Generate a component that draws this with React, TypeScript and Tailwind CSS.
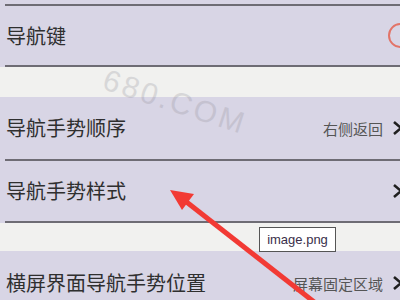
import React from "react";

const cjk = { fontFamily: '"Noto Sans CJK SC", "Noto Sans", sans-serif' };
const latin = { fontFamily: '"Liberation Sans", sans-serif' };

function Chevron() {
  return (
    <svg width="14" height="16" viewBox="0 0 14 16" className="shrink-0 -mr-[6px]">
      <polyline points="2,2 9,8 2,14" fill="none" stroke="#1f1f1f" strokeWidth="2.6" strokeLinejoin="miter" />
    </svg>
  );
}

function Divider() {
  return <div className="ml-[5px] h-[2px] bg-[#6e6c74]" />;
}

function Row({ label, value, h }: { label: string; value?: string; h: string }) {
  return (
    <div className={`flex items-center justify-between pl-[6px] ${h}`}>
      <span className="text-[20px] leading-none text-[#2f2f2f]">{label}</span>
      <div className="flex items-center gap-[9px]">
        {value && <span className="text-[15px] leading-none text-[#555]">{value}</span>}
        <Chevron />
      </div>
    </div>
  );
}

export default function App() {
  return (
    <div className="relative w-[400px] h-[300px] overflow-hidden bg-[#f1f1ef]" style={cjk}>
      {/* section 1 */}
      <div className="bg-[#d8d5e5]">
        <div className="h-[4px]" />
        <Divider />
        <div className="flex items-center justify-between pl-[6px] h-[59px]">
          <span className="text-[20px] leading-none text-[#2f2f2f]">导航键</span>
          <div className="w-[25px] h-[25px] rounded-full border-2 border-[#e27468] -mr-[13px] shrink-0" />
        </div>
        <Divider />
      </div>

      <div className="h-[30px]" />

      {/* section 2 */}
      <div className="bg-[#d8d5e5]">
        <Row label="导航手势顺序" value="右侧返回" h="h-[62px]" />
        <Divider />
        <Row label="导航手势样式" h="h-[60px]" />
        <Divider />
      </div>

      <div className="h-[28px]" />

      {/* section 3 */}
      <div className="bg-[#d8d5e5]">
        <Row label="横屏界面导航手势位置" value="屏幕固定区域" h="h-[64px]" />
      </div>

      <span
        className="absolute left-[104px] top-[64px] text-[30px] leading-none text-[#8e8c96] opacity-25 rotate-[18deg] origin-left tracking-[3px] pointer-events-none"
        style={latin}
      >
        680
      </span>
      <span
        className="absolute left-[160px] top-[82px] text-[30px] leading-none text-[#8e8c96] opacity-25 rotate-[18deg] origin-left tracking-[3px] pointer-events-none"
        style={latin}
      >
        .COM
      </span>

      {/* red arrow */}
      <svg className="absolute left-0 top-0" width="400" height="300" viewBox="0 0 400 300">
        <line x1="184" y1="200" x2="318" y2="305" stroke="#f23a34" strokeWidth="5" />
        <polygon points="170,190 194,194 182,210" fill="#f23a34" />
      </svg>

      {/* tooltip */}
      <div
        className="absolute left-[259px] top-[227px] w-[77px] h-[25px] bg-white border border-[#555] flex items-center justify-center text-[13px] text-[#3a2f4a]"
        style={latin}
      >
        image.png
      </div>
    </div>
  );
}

────

What to do: Your task is an exact transcription of all the data, minus the pictures.

Exercise result:
Generate a component that draws this with React, TypeScript and Tailwind CSS.
import React from "react";

const cjk = { fontFamily: '"Noto Sans CJK SC", "Noto Sans", sans-serif' };
const latin = { fontFamily: '"Liberation Sans", sans-serif' };

function Chevron() {
  return (
    <svg width="14" height="16" viewBox="0 0 14 16" className="shrink-0 -mr-[6px]">
      <polyline points="2,2 9,8 2,14" fill="none" stroke="#1f1f1f" strokeWidth="2.6" strokeLinejoin="miter" />
    </svg>
  );
}

function Divider() {
  return <div className="ml-[5px] h-[2px] bg-[#6e6c74]" />;
}

function Row({ label, value, h }: { label: string; value?: string; h: string }) {
  return (
    <div className={`flex items-center justify-between pl-[6px] ${h}`}>
      <span className="text-[20px] leading-none text-[#2f2f2f]">{label}</span>
      <div className="flex items-center gap-[9px]">
        {value && <span className="text-[15px] leading-none text-[#555]">{value}</span>}
        <Chevron />
      </div>
    </div>
  );
}

export default function App() {
  return (
    <div className="relative w-[400px] h-[300px] overflow-hidden bg-[#f1f1ef]" style={cjk}>
      {/* section 1 */}
      <div className="bg-[#d8d5e5]">
        <div className="h-[4px]" />
        <Divider />
        <div className="flex items-center justify-between pl-[6px] h-[59px]">
          <span className="text-[20px] leading-none text-[#2f2f2f]">导航键</span>
          <div className="w-[25px] h-[25px] rounded-full border-2 border-[#e27468] -mr-[13px] shrink-0" />
        </div>
        <Divider />
      </div>

      <div className="h-[30px]" />

      {/* section 2 */}
      <div className="bg-[#d8d5e5]">
        <Row label="导航手势顺序" value="右侧返回" h="h-[62px]" />
        <Divider />
        <Row label="导航手势样式" h="h-[60px]" />
        <Divider />
      </div>

      <div className="h-[28px]" />

      {/* section 3 */}
      <div className="bg-[#d8d5e5]">
        <Row label="横屏界面导航手势位置" value="屏幕固定区域" h="h-[64px]" />
      </div>

      <span
        className="absolute left-[104px] top-[64px] text-[30px] leading-none text-[#8e8c96] opacity-25 rotate-[18deg] origin-left tracking-[3px] pointer-events-none"
        style={latin}
      >
        680
      </span>
      <span
        className="absolute left-[160px] top-[82px] text-[30px] leading-none text-[#8e8c96] opacity-25 rotate-[18deg] origin-left tracking-[3px] pointer-events-none"
        style={latin}
      >
        .COM
      </span>

      {/* red arrow */}
      <svg className="absolute left-0 top-0" width="400" height="300" viewBox="0 0 400 300">
        <line x1="184" y1="200" x2="318" y2="305" stroke="#f23a34" strokeWidth="5" />
        <polygon points="170,190 194,194 182,210" fill="#f23a34" />
      </svg>

      {/* tooltip */}
      <div
        className="absolute left-[259px] top-[227px] w-[77px] h-[25px] bg-white border border-[#555] flex items-center justify-center text-[13px] text-[#3a2f4a]"
        style={latin}
      >
        image.png
      </div>
    </div>
  );
}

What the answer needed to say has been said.